MIT Announces Breakthrough in Pathogen Testing
SAN CLEMENTE, CA--(Marketwired - Jul 24, 2015) - Micro Imaging Technology, Inc. (OTCQB: MMTC) announced that, through its collaboration with Northern Michigan University (NMU), it has developed a testing protocol that allows for detection of pathogen species from liquid cultures. Dr. Josh S. Sharp, Ph.D., assistant professor at the NMU Department of Biology in Marquette, Michigan, has been spearheading the collaboration between MIT and NMU since October of 2013. He is researching clinical applications of the MIT 1000 System, particularly the pathogens Staphylococcus aureus (S. aureus) and Methicillin Resistant S. aureus (MRSA). "Many of the current agar plate based identification methods require 16-24 hours of growth before identifications can be made," said Dr. Sharp. "Our work with MIT and its rapid laser-based identification system, the MIT 1000, has effectively eliminated the need for that time-consuming step and reduced the time required for pathogen sample preparation and identification to 4-6 hours given a sufficient starting inoculum. This new protocol allows for detection of Staphylococcus species from liquid cultures and has provided important groundwork to facilitate rapid enrichment of target bacteria for identification using the MIT 1000."

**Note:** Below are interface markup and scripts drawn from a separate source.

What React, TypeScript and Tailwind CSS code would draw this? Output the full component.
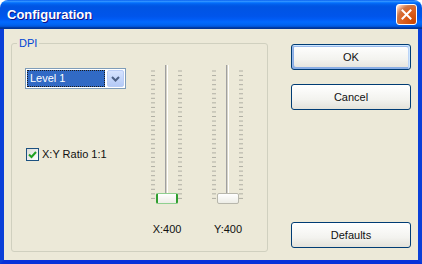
import React from "react";

const font = { fontFamily: '"Liberation Sans", Arial, sans-serif' };

const TICKS = Array.from({ length: 29 }, (_, i) => 5.5 + i * 4.55);

const Slider = ({ label, active }: { label: string; active?: boolean }) => (
  <div className="flex w-[40px] flex-col items-center">
    <div className="relative h-[139px] w-[40px]">
      <svg width="40" height="139" viewBox="0 0 40 139">
        {TICKS.map((y) => (
          <g key={y}>
            <rect x="4" y={y} width="4" height="1" fill="#B0AFA4" />
            <rect x="31" y={y} width="4" height="1" fill="#B0AFA4" />
          </g>
        ))}
        <rect x="18" y="0" width="1" height="138" fill="#A0A0A0" />
        <rect x="19" y="0" width="1" height="138" fill="#D6D3C6" />
        <rect x="20" y="0" width="1" height="138" fill="#FFFFFF" />
      </svg>
      <div
        className={
          active
            ? "absolute left-[9px] top-[128px] h-[11px] w-[22px] rounded-[2px] border-x-2 border-y border-x-[#2F9E2F] border-y-[#8FD08F] bg-[linear-gradient(#FFFFFF,#EDEDE6)]"
            : "absolute left-[9px] top-[128px] h-[11px] w-[22px] rounded-[2px] border border-[#B8B7AC] bg-[linear-gradient(#FFFFFF,#EDEDE6)]"
        }
      />
    </div>
    <span className="mt-[19px] text-[11px] leading-[13px] text-[#111]">{label}</span>
  </div>
);

const Button = ({ children, primary }: { children: React.ReactNode; primary?: boolean }) => (
  <button
    className={
      "h-[26px] w-[120px] rounded-[3px] border border-[#003C74] bg-[linear-gradient(#FFFFFF,#F3F3EF_60%,#E3E2DA)] text-[11px] text-[#111] " +
      (primary ? "shadow-[inset_-1px_1px_#CEE7FF,inset_1px_2px_#98B8EA,inset_-2px_2px_#BCD4F6,inset_1px_-1px_#89ADE4,inset_2px_-2px_#89ADE4]" : "")
    }
  >
    {children}
  </button>
);

export default function App() {
  return (
    <div className="h-[264px] w-[422px] bg-white" style={font}>
      <div className="flex h-full flex-col overflow-hidden rounded-t-[8px]">
        <div className="flex h-[29px] shrink-0 items-center justify-between bg-[linear-gradient(#0058EE_0%,#3593FF_4%,#288EFF_6%,#127DFF_8%,#036FFC_10%,#0262EE_14%,#0057E5_20%,#0054E3_24%,#0055EB_56%,#005BF5_66%,#026AFE_76%,#0062EF_86%,#0052D6_92%,#0040AB_94%,#003092_100%)] pl-[7px] pr-[5px]">
          <span className="text-[13px] font-bold text-white [text-shadow:1px_1px_#0F1089]">Configuration</span>
          <button className="flex h-[21px] w-[21px] items-center justify-center rounded-[3px] border border-white bg-[radial-gradient(circle_at_90%_90%,#CC4600_0%,#DC6527_55%,#CD7546_70%,#FFCCB2_90%,#FFFFFF_100%)]">
            <svg width="11" height="11" viewBox="0 0 11 11">
              <path d="M1.5 1.5 L9.5 9.5 M9.5 1.5 L1.5 9.5" stroke="#fff" strokeWidth="2" strokeLinecap="square" />
            </svg>
          </button>
        </div>
        <div className="flex flex-1 border-x-4 border-b-4 border-x-[#0A3FD8] border-b-[#0831D9] bg-[#ECE9D8]">
          <div className="relative ml-[7px] mt-[14px] h-[209px] w-[257px] rounded-[3px] border border-[#D0D0BF]">
            <span className="absolute left-[5px] top-[-7px] bg-[#ECE9D8] px-[2px] text-[11px] leading-[13px] text-[#0046D5]">DPI</span>
            <div className="flex gap-[21px] pl-[13px] pt-[21px]">
              <div className="flex w-[101px] flex-col pt-[3px]">
                <div className="flex h-[21px] w-[101px] items-center gap-[2px] border border-[#7F9DB9] bg-white p-[1px]">
                  <div className="flex h-[17px] flex-1 items-center border border-dotted border-[#1A1A1A] bg-[#316AC5] pl-[2px] text-[11px] text-white">
                    Level 1
                  </div>
                  <div className="flex h-[17px] w-[17px] items-center justify-center rounded-[2px] border border-[#B9CCF5] bg-[linear-gradient(#D6E3FE,#B4CAF7)]">
                    <svg width="9" height="6" viewBox="0 0 9 6">
                      <path d="M1 1 L4.5 4.5 L8 1" stroke="#4D6185" strokeWidth="2" fill="none" />
                    </svg>
                  </div>
                </div>
                <label className="ml-[1px] mt-[59px] flex items-center gap-[3px] text-[11px] leading-[13px] text-[#111]">
                  <span className="flex h-[13px] w-[13px] items-center justify-center border border-[#1C5180] bg-[linear-gradient(135deg,#DCDCD7,#FFFFFF)]">
                    <svg width="9" height="9" viewBox="0 0 9 9">
                      <path d="M1 4.5 L3.5 7 L8 2" stroke="#21A121" strokeWidth="2" fill="none" />
                    </svg>
                  </span>
                  X:Y Ratio 1:1
                </label>
              </div>
              <Slider label="X:400" active />
              <Slider label="Y:400" />
            </div>
          </div>
          <div className="ml-[23px] flex flex-col pb-[12px] pt-[15px]">
            <Button primary>OK</Button>
            <div className="mt-[14px]">
              <Button>Cancel</Button>
            </div>
            <div className="mt-auto">
              <Button>Defaults</Button>
            </div>
          </div>
        </div>
      </div>
    </div>
  );
}
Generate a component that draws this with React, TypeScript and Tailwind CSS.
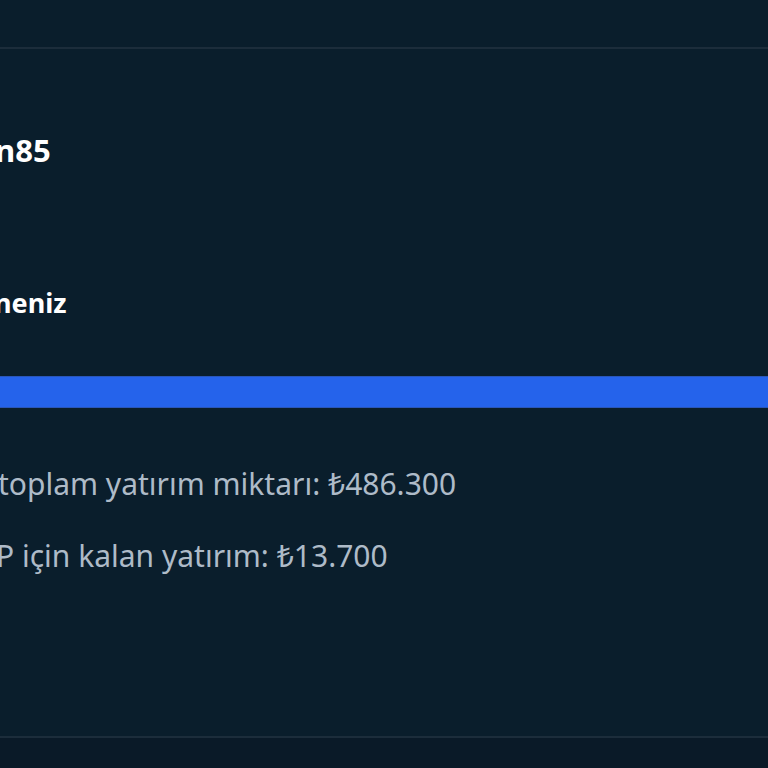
export default function App() {
  return (
    <div
      className="w-[768px] h-[768px] overflow-hidden bg-[#0a1e2c] flex flex-col"
      style={{ fontFamily: '"Noto Sans", "Open Sans", sans-serif' }}
    >
      <div className="h-[47px] shrink-0" />
      <div className="h-[2px] shrink-0 bg-[#1c2d3b]" />
      <div className="flex-1 flex flex-col overflow-hidden">
        <div className="pt-[79px] h-[128px] overflow-hidden">
          <div className="-ml-[5px] whitespace-nowrap text-[31px] leading-[44px] font-bold text-white">n85</div>
        </div>
        <div className="pt-[106px] h-[146px] overflow-hidden">
          <div className="-ml-[6px] whitespace-nowrap text-[27px] leading-[40px] font-bold text-white">neniz</div>
        </div>
        <div className="mt-[53px] h-[32px] shrink-0 bg-[#2563eb] border-y border-[#2a56b8]" />
        <div className="pt-[56px] overflow-hidden">
          <div className="-ml-[2px] whitespace-nowrap text-[30px] leading-[40px] text-[#aebbc8]">toplam yatırım miktarı: ₺486.300</div>
          <div className="mt-[32px] -ml-[4px] whitespace-nowrap text-[30px] leading-[40px] text-[#aebbc8]">P için kalan yatırım: ₺13.700</div>
        </div>
      </div>
      <div className="h-[2px] shrink-0 bg-[#1c2d3b]" />
      <div className="h-[30px] shrink-0 bg-[#0a1a28]" />
    </div>
  );
}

"The MIT 1000 has already proven to be one of, if not the fastest and least expensive method for pathogen testing out there," said Jeff Nunez, President of MIT. "This recent innovation in capturing target bacteria, eliminating the need for agar plate culturing, should prove to be a highly significant leap forward for the MIT 1000 in both clinical and food safety applications."
About: Northern Michigan University
Northern Michigan University, located in Marquette, Michigan, is a dynamic four-year, public, coeducational university that has grown its reputation based on its award-winning leadership programs, cutting-edge technology initiatives and nationally recognized academic programs. The university's fastest growing academic areas are clinical science, biology, and the geographical and environmental sciences. Northern Michigan has a population of about 9,000 undergraduate and graduate students. It offers 180 degree programs, including 18 graduate programs.
About: Micro Imaging Technology, Inc.
Micro Imaging Technology, Inc. is a California-based public company that is also registered to do business under the name Micro Identification Technologies. MIT has developed and patented the MIT 1000, a stand-alone, rapid, optically-based, software driven system that can identify pathogenic bacteria and complete an identification test, after culturing, in three (3) minutes (average) at the lowest cost per test when compared to any other conventional method. It does not rely on chemical or biological agents, conventional processing, fluorescent tags, gas chromatography or DNA analysis. The process requires only clean filtered water and a sample of the unknown bacteria. Revenues for all rapid testing methods exceed $5 billion annually -- with food safety accounting for over $3.5 billion, which is expected to surpass $4.7 billion by this year according to BCC Research. In addition, the recently passed "New" U.S. Food Safety Bill is expected to further accelerate the current annual growth rate of 6.6 percent.
In June 2009, the AOAC Research Institute (AOAC RI) awarded the Company Performance Tested Methods SM (PTM) certification for the rapid identification of Listeria. The AOAC RI provides an independent third party evaluation and expert reviews of methods and will award PTM certification to methods that demonstrate performance levels equivalent or better than other certified bacteria identifying methods. The MIT System underwent hundreds of individual tests, including ruggedness and accuracy, to earn AOAC RI's certification for the identification of Listeria.